Every Zoe E-Tech has a claimed combined range of up to 239 miles on a full battery charge, which should be more than enough for most needs. It’s a shame the base model misses out on some desirable safety kit, such as front parking sensors. There is also the issue of the Zoe being re-rated by Euro NCAP from five to zero stars in its crash tests, though the Renault is still a safe car to drive.
What could I buy instead of a 2013 Renault Zoe?

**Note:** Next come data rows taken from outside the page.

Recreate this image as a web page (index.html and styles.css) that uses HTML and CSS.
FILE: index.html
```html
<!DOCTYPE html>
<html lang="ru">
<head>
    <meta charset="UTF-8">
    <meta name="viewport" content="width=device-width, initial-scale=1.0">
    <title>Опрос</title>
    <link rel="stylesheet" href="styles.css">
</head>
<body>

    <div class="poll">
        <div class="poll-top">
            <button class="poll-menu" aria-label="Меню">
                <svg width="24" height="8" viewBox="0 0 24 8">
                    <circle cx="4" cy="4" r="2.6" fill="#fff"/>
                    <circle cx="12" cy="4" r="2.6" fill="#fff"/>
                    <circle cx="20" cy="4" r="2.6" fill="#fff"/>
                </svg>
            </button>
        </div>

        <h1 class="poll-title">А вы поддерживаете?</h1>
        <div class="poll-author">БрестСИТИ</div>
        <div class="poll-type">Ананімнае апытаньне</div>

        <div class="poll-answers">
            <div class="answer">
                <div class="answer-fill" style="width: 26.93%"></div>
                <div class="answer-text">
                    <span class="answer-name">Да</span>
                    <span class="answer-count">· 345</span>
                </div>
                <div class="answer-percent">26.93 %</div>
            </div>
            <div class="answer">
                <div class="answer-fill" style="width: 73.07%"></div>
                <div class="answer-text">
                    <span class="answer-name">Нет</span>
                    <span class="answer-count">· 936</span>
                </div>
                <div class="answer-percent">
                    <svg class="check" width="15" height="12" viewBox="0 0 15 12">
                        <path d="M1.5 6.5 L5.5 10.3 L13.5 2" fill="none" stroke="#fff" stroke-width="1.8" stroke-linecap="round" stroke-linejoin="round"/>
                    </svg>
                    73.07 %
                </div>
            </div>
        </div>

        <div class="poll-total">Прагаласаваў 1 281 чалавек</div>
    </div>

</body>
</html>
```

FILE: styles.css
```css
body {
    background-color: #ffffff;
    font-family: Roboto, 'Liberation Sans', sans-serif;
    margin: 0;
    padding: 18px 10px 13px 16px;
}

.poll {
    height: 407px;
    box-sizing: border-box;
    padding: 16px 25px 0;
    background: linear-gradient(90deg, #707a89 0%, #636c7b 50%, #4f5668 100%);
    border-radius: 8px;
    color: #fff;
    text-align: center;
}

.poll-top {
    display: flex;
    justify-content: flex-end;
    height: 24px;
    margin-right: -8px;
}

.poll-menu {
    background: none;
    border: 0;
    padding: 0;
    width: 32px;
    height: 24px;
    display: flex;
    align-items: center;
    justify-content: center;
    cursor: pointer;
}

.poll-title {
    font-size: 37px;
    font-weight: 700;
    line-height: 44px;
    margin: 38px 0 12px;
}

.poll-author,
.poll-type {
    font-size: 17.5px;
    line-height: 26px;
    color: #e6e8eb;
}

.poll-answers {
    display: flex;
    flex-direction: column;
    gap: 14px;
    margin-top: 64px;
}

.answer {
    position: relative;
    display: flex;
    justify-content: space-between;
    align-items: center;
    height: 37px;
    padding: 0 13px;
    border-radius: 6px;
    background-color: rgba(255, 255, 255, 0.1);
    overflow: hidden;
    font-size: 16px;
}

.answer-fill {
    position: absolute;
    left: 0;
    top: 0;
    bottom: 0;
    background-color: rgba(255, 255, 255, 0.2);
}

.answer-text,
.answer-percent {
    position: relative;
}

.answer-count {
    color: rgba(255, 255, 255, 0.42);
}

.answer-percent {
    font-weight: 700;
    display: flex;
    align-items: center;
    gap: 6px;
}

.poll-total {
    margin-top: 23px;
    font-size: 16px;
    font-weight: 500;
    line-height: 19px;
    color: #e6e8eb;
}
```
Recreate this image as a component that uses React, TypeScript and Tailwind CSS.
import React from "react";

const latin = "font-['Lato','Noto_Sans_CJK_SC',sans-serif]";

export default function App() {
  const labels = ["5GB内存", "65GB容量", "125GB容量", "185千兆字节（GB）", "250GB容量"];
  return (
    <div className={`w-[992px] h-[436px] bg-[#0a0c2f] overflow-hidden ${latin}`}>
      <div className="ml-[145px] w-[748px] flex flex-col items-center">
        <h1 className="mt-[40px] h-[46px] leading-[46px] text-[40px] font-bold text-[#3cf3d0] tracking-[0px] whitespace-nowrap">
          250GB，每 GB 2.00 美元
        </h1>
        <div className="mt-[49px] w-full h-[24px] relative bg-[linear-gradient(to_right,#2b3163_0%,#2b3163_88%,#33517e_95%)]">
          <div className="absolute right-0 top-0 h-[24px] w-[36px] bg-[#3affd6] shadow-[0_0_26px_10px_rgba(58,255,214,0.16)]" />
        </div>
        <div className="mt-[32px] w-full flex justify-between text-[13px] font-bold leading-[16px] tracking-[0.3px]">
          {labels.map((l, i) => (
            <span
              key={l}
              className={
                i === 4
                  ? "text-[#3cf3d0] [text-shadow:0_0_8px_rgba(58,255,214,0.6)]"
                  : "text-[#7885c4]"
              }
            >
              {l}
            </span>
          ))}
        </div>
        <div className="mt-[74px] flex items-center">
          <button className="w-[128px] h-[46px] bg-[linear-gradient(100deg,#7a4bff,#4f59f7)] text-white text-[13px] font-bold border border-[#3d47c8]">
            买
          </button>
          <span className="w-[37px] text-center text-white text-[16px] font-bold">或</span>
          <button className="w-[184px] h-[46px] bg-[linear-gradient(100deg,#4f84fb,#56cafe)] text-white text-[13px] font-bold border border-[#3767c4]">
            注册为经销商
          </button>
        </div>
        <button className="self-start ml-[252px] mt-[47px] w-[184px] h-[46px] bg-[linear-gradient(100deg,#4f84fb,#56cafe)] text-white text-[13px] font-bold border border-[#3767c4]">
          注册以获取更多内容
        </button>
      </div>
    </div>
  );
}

You don’t get as much battery driving range in the Peugeot e-208 as you do with the Renault Zoe, but the Peugeot has a much more modern look and feel. It can still offer up to 217 miles on a fully charged battery, and the cabin provides good room for people and luggage. Where the e-208 does not get on terms with the Renault is its ride comfort or the ease of its infotainment to use while driving. The ride is just too brittle for most roads, while the touchscreen is slow to react and is littered with fiddly menus.
Fiat 500 Electric
Small electric cars don’t get cuter than the Fiat 500. This comes with the obvious deficit when it comes to passenger space in the back seats and a tiny boot. For anyone seeking a practical small car with battery power, the Renault Zoe has the Fiat well and truly beat, but the 500 is perfect for city driving thanks to its compact size and nippy turn of speed. IT can manage up to 199 miles on a full battery, so town driving is no threat to range. More of a worry for buyers will be the high prices Fiat asks for the 500 Electric in its higher spec versions.
The Honda-e is like no other EV on sale and the Japanese firm doesn’t give two hoots if it doesn’t have the biggest driving range on a full charge. If you’re lucky, you might see the claimed combined range of 137 miles, but it will more likely be sub-100 miles. For city use, it’s not an insurmountable problem, but it means longer trips in the Honda need very careful planning. Yet, the Honda-e is packed with appeal thanks to its looks and cabin with plenty of room and a dash that is a lesson in how to present high-tech screens.